== Material provided
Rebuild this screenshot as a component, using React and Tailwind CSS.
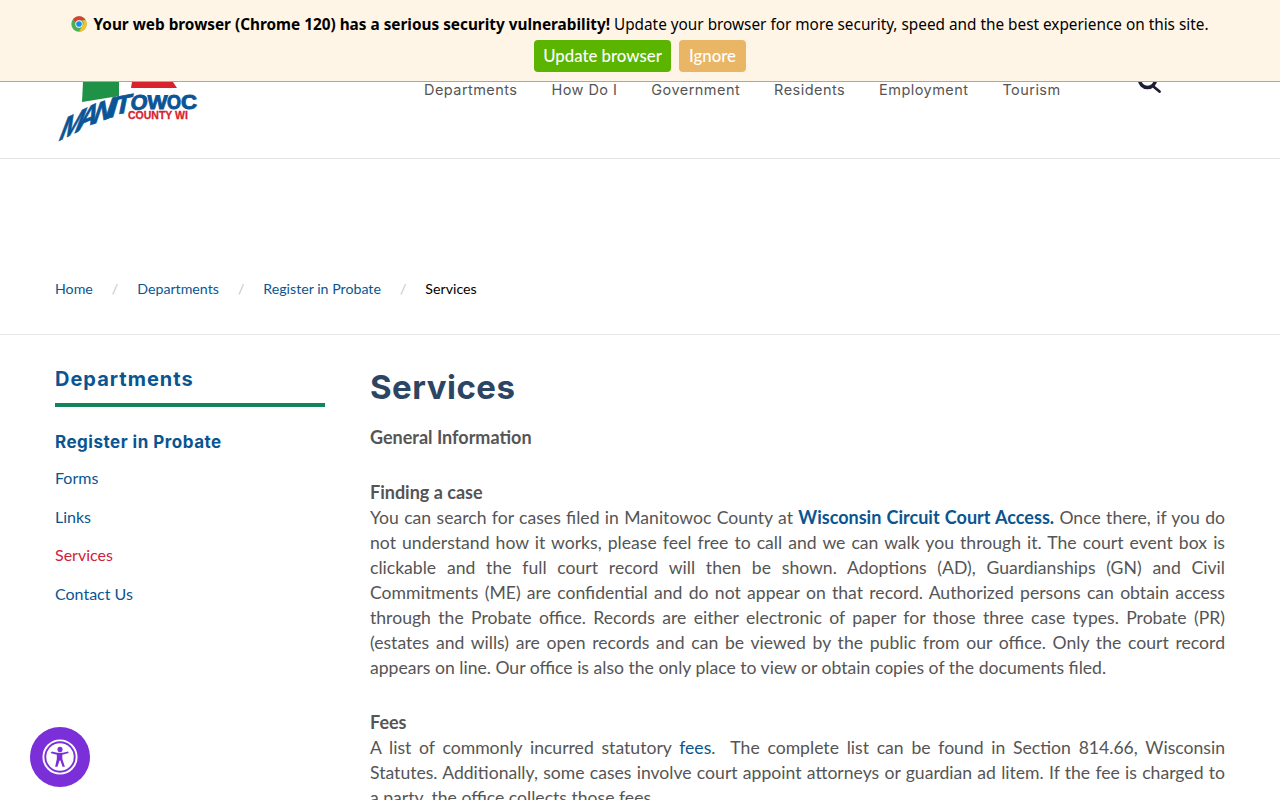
import React from "react";

const body = { fontFamily: "Lato, sans-serif" };
const heading = { fontFamily: "Inter, sans-serif" };

const NAV = ["Departments", "How Do I", "Government", "Residents", "Employment", "Tourism"];

// letter, left x, baseline y, width, baseline slope, cap height, lean, glyph width in em, stroke
const LOGO_LETTERS = [
  ["M", 2, 60, 23, 0.5, 25, 0.38, 0.833, 0.7],
  ["A", 20, 50, 20, 0.45, 24, 0.36, 0.722, 0.7],
  ["N", 36, 43, 19, 0.38, 23, 0.34, 0.722, 0.7],
  ["I", 51, 37, 9, 0.3, 21, 0.3, 0.278, 0.7],
  ["T", 58, 33, 17, 0.18, 19, 0.2, 0.611, 0.8],
  ["O", 75, 28, 17, 0.05, 15, 0.1, 0.778, 0.9],
  ["W", 92, 27, 20, 0, 14, 0.05, 0.944, 0.9],
  ["O", 112, 27, 14, 0, 14, 0, 0.778, 0.9],
  ["C", 126, 27, 16, 0, 14, 0, 0.722, 0.9],
];

const ChromeIcon = () => (
  <svg width="16" height="16" viewBox="0 0 48 48" className="shrink-0">
    <circle cx="24" cy="24" r="23" fill="#4caf50" />
    <path d="M24 1a23 23 0 0 1 20 11.5H24a11.5 11.5 0 0 0-10.5 7L6.6 9A23 23 0 0 1 24 1z" fill="#e53935" />
    <path d="M44 12.5A23 23 0 0 1 24 47l10-17.3A11.5 11.5 0 0 0 33.5 12.5z" fill="#fbc02d" />
    <circle cx="24" cy="24" r="11" fill="#fff" />
    <circle cx="24" cy="24" r="8.5" fill="#1e88e5" />
  </svg>
);

const Logo = () => (
  <svg width="146" height="62" viewBox="0 0 146 62" className="block overflow-visible">
    <path d="M28 0H64V14L27 20Z" fill="#1f9247" />
    <path d="M77 0H118L122 6H76Z" fill="#d8232f" />
    <g fill="#0b5596" stroke="#0b5596" style={{ fontFamily: "'Liberation Sans', sans-serif", fontWeight: 700 }}>
      {LOGO_LETTERS.map(([ch, x, y, w, slope, h, lean, em, weight], i) => {
        const size = h / 0.716;
        const sx = w / (em * size);
        return (
          <text key={i} fontSize={size} strokeWidth={weight} transform={`matrix(${sx} ${-sx * slope} ${-lean} 1 ${x} ${y})`}>
            {ch}
          </text>
        );
      })}
    </g>
    <text x="73" y="37" fontSize="10.5" fill="#d8232f" stroke="#d8232f" strokeWidth="0.3" style={{ fontFamily: "'Liberation Sans', sans-serif", fontWeight: 700 }}>
      COUNTY WI
    </text>
  </svg>
);

const AccessIcon = () => (
  <svg width="36" height="36" viewBox="0 0 34 34" fill="none">
    <circle cx="17" cy="17" r="15.700" stroke="#fff" strokeWidth="1.800" />
    <circle cx="17" cy="17" r="13" fill="#fff" />
    <circle cx="17" cy="9.800" r="2.400" fill="#7a2fd8" />
    <path d="M8 13.200l6 1.600v4l-1.600 7.400h2.200l2-6h.8l2 6h2.200L19.200 18.800v-4l6-1.600-.5-1.500-5 1.300h-5.400l-5-1.300z" fill="#7a2fd8" />
  </svg>
);

const Crumb = ({ children }) => <a className="text-[#0a5591]">{children}</a>;

const Slash = () => <span className="text-[#c4c4c4] mx-[19px]">/</span>;

export default function App() {
  return (
    <div className="relative h-[800px] overflow-hidden bg-white" style={body}>
      {/* update banner */}
      <div className="absolute top-0 left-0 right-0 z-10 h-[82px] bg-[#fff5e6] border-b border-[#c8a84b]">
        <div
          className="flex items-center justify-center gap-[6px] pt-[12px] text-[15.33px] leading-[24px] text-black"
          style={{ fontFamily: "'Noto Sans', sans-serif" }}
        >
          <ChromeIcon />
          <p>
            <b className="font-bold">Your web browser (Chrome 120) has a serious security vulnerability!</b> Update your browser for more security, speed and the best experience on this site.
          </p>
        </div>
        <div className="flex justify-center gap-[8px] mt-[4px] text-[16.8px] font-medium text-white">
          <button className="h-[32px] w-[137px] rounded-[4px] bg-[#5ab400]">Update browser</button>
          <button className="h-[32px] w-[67px] rounded-[4px] bg-[#e9b666]">Ignore</button>
        </div>
      </div>

      {/* site header */}
      <header className="h-[159px] border-b border-[#e4e4e4] flex items-start">
        <div className="ml-[55px] mt-[82px] shrink-0">
          <Logo />
        </div>
        <nav
          className="flex gap-[34px] ml-[223px] mt-[81px] text-[14.5px] leading-[18px] tracking-[0.45px] text-[#555]"
          style={heading}
        >
          {NAV.map((n) => (
            <a key={n}>{n}</a>
          ))}
        </nav>
        <svg width="26" height="26" viewBox="0 0 26 26" className="ml-[76px] mt-[68px]" fill="none" stroke="#1d1d35" strokeWidth="3.500">
          <circle cx="10.500" cy="11.500" r="8" />
          <path d="M17 19l5.500 4.500" strokeWidth="2.800" strokeLinecap="round" />
        </svg>
      </header>

      {/* breadcrumb */}
      <div className="h-[176px] border-b border-[#e8e8e8] pl-[55px] pt-[121px] text-[14.2px] leading-[18px]">
        <Crumb>Home</Crumb>
        <Slash />
        <Crumb>Departments</Crumb>
        <Slash />
        <Crumb>Register in Probate</Crumb>
        <Slash />
        <span className="text-black">Services</span>
      </div>

      <div className="flex pl-[55px] pr-[55px] pt-[30px]">
        {/* side menu */}
        <aside className="w-[270px] shrink-0">
          <h2 className="text-[20px] leading-[28px] font-bold tracking-[1px] text-[#0a5591] pb-[10px] border-b-4 border-[#13855a]" style={heading}>
            Departments
          </h2>
          <h3 className="mt-[24px] text-[17px] leading-[22px] font-bold tracking-[0.5px] text-[#0a5591]" style={heading}>
            Register in Probate
          </h3>
          <ul className="mt-[13px] text-[16px] leading-[24px] text-[#0a5591] flex flex-col gap-[14.67px]">
            <li>Forms</li>
            <li>Links</li>
            <li className="text-[#d0213a]">Services</li>
            <li>Contact Us</li>
          </ul>
        </aside>

        {/* article */}
        <main className="ml-[45px] flex-1 text-[17.6px] leading-[25px] text-[#555]">
          <h1 className="text-[33px] leading-[44px] font-bold tracking-[0.5px] text-[#2c4563]" style={heading}>
            Services
          </h1>
          <p className="mt-[16px] text-[18px] font-bold">General Information</p>
          <p className="mt-[30px] text-[18px] font-bold">Finding a case</p>
          <p className="text-justify">
            You can search for cases filed in Manitowoc County at <a className="text-[18px] font-bold text-[#0a5591]">Wisconsin Circuit Court Access.</a> Once there, if you do not understand how it works, please feel free to call and we can walk you through it. The court event box is clickable and the full court record will then be shown. Adoptions (AD), Guardianships (GN) and Civil Commitments (ME) are confidential and do not appear on that record. Authorized persons can obtain access through the Probate office. Records are either electronic of paper for those three case types. Probate (PR) (estates and wills) are open records and can be viewed by the public from our office. Only the court record appears on line. Our office is also the only place to view or obtain copies of the documents filed.
          </p>
          <p className="mt-[30px] text-[18px] font-bold">Fees</p>
          <p className="text-justify">
            A list of commonly incurred statutory <a className="text-[#0a5591]">fees</a>.&nbsp; The complete list can be found in Section 814.66, Wisconsin Statutes. Additionally, some cases involve court appoint attorneys or guardian ad litem. If the fee is charged to a party, the office collects those fees.
          </p>
        </main>
      </div>

      {/* accessibility widget */}
      <button className="absolute left-[30px] bottom-[13px] w-[60px] h-[60px] rounded-full bg-[#7a2fd8] flex items-center justify-center">
        <AccessIcon />
      </button>
    </div>
  );
}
====
» Task description: Check every line of the data above for the string "this", and copy those that have it.

» Problem solution:
Rebuild this screenshot as a component, using React and Tailwind CSS.
            <b className="font-bold">Your web browser (Chrome 120) has a serious security vulnerability!</b> Update your browser for more security, speed and the best experience on this site.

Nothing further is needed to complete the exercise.